— Task instructions —
Check each line for the string "this". Give only the count of lines that have it.

— Excerpted records —
● ● ●
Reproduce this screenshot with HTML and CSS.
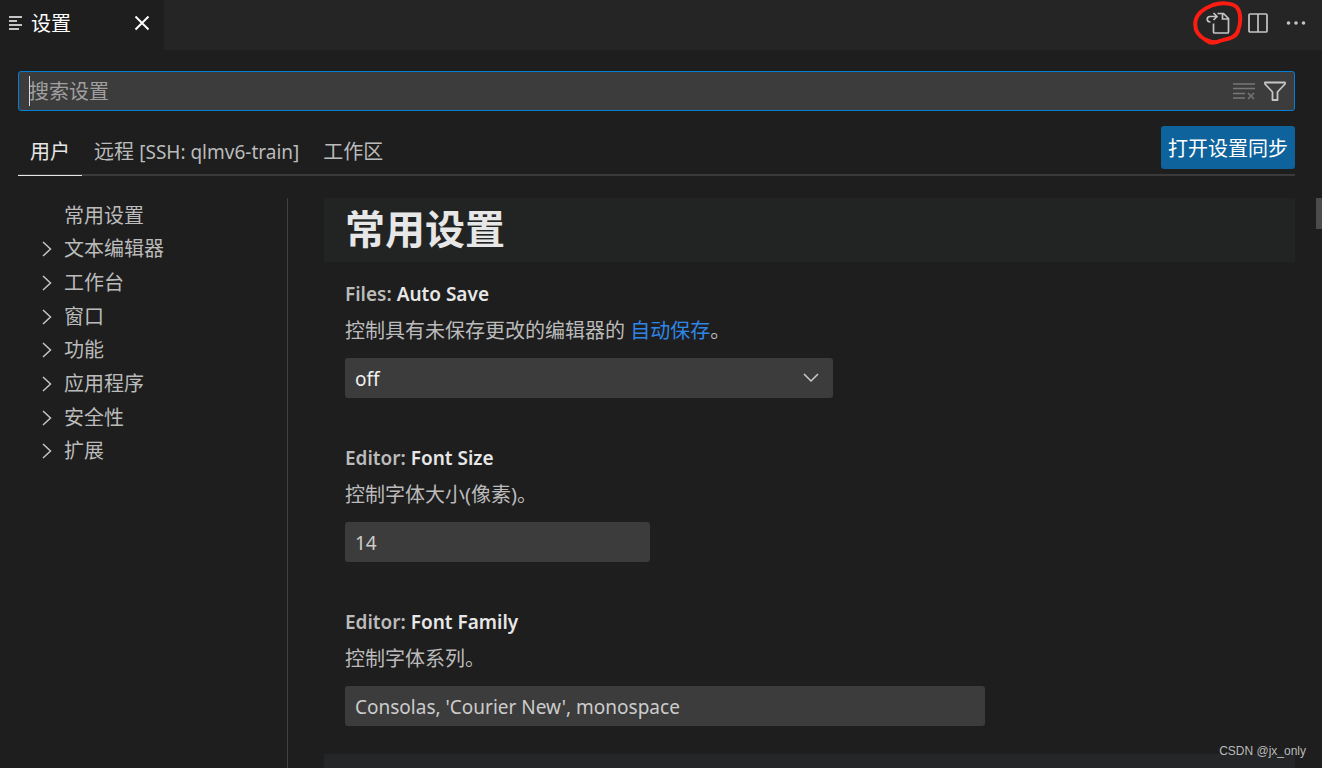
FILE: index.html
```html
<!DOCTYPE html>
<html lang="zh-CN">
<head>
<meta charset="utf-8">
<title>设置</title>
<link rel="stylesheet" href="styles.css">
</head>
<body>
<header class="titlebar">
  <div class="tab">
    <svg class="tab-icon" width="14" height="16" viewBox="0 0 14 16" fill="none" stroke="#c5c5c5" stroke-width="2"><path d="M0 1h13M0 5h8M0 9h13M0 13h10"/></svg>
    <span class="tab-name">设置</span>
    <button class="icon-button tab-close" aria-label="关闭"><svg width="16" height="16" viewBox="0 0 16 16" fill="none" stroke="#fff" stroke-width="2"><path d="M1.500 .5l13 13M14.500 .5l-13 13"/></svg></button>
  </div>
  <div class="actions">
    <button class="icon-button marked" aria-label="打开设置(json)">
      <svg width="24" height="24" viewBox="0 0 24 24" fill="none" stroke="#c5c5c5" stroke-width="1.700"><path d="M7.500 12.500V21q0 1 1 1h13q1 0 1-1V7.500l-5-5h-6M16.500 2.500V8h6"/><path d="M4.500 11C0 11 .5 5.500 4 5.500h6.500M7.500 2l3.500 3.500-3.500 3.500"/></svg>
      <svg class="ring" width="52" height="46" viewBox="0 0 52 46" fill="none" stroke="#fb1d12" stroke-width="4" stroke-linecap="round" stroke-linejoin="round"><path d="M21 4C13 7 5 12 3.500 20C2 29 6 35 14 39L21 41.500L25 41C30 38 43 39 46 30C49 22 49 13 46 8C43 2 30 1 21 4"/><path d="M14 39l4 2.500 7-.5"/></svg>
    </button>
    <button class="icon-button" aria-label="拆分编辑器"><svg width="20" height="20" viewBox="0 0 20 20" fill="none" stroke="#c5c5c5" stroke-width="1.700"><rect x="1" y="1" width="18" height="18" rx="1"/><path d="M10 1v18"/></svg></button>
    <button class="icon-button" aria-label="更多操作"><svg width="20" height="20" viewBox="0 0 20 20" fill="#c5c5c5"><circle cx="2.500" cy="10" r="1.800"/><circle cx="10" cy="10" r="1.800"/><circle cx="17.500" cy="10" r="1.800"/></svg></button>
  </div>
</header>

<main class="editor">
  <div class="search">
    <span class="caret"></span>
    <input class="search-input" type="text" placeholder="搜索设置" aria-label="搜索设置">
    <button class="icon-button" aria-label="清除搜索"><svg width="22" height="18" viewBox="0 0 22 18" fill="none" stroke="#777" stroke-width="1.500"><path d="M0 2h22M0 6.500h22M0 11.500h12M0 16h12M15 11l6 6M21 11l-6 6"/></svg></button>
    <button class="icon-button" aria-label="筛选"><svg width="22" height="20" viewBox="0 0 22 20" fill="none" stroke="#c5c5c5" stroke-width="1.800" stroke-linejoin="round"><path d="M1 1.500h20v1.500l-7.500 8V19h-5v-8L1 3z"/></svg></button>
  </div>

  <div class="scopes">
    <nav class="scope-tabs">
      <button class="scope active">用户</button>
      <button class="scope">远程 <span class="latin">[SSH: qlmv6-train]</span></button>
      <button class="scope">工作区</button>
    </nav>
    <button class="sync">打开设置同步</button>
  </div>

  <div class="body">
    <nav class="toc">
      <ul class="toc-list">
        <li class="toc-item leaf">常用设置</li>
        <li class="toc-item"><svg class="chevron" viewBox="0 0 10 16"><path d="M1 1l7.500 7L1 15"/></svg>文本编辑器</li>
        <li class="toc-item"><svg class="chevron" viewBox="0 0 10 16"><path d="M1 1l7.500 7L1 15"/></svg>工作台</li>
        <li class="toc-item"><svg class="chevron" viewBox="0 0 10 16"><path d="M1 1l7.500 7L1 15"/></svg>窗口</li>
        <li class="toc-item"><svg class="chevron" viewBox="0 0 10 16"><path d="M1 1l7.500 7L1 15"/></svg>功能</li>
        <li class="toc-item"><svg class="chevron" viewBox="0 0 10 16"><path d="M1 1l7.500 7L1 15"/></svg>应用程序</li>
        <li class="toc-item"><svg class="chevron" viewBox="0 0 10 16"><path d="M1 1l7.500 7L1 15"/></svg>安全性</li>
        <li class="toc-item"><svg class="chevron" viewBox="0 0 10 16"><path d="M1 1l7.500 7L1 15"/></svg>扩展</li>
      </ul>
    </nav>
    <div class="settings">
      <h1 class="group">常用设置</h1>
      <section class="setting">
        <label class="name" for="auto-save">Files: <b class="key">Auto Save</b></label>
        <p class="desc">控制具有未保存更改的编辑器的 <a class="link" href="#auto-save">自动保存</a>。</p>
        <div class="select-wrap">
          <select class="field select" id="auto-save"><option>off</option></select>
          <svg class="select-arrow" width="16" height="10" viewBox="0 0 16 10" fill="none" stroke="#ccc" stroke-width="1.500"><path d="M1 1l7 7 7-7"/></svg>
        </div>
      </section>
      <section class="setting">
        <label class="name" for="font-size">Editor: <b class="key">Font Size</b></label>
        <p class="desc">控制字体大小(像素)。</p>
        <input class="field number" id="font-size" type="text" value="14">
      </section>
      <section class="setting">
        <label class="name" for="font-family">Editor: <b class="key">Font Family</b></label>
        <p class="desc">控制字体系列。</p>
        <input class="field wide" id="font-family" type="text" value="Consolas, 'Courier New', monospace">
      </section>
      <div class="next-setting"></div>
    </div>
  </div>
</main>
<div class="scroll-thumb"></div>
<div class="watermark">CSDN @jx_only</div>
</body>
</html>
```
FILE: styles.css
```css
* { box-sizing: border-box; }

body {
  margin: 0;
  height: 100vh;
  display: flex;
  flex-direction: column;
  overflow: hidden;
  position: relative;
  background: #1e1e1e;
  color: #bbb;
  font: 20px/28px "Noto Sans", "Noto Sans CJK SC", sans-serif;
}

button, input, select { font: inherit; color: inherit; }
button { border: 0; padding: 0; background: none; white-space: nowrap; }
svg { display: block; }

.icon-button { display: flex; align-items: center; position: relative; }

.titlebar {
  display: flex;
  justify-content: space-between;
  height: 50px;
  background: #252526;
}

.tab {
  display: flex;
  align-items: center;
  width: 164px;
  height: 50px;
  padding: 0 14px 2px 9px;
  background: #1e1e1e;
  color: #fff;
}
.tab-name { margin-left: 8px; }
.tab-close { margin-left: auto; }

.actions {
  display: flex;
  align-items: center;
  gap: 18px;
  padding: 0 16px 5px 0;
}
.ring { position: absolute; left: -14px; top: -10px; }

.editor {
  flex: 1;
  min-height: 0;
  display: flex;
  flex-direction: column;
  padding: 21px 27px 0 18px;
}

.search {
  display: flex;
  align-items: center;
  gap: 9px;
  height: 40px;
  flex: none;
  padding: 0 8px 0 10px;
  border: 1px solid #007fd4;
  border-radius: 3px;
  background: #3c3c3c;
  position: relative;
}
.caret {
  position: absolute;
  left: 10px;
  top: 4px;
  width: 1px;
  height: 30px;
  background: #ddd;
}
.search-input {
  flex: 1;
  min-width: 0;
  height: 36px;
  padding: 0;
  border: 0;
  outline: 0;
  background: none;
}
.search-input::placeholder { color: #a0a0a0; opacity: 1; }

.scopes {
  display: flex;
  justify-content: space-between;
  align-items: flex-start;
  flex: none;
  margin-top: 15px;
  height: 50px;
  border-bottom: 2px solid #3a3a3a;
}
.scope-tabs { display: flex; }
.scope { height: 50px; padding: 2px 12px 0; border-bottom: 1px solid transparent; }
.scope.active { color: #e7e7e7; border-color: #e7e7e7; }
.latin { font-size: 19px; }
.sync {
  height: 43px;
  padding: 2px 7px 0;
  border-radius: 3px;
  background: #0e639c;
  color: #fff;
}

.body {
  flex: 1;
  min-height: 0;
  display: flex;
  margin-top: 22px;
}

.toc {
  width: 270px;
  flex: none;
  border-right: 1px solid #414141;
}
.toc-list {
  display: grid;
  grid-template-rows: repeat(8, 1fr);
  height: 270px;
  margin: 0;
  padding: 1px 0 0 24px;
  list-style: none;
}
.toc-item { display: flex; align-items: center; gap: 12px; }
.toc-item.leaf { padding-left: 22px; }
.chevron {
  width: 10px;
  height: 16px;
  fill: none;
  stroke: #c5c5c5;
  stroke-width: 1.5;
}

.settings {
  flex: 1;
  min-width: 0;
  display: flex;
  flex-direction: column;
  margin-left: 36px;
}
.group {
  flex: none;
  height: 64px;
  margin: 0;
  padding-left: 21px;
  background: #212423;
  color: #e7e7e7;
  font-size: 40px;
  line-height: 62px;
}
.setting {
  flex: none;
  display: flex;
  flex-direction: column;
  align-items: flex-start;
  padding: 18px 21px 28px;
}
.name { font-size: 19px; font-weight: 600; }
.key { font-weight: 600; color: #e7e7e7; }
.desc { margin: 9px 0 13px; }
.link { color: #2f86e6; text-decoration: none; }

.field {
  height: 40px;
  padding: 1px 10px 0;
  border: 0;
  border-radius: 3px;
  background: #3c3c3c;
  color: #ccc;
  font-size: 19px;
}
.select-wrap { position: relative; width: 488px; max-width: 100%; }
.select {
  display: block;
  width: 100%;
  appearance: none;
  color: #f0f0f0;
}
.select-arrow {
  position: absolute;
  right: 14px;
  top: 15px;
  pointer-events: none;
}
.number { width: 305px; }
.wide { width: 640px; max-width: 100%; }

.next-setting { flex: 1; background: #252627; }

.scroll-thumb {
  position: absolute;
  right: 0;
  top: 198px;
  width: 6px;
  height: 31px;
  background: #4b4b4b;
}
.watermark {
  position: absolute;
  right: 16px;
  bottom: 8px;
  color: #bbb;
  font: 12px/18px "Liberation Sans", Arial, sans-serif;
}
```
● ● ●
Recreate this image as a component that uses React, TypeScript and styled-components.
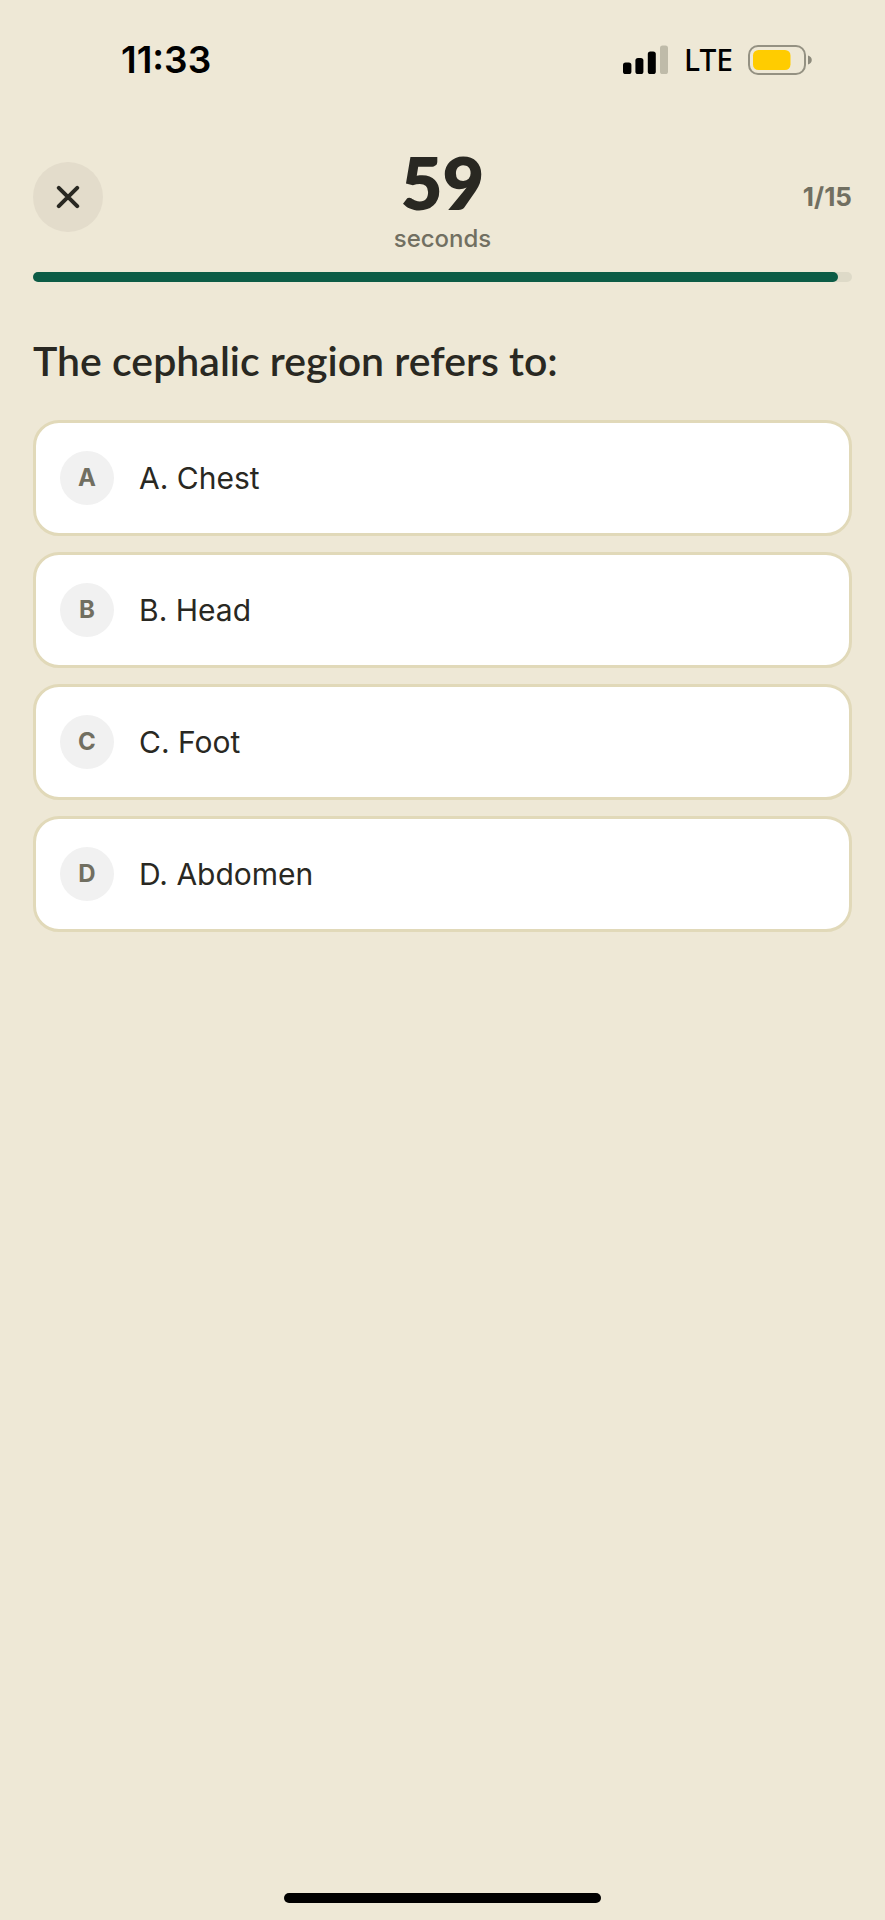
● ● ●
— Answer to the problem —
2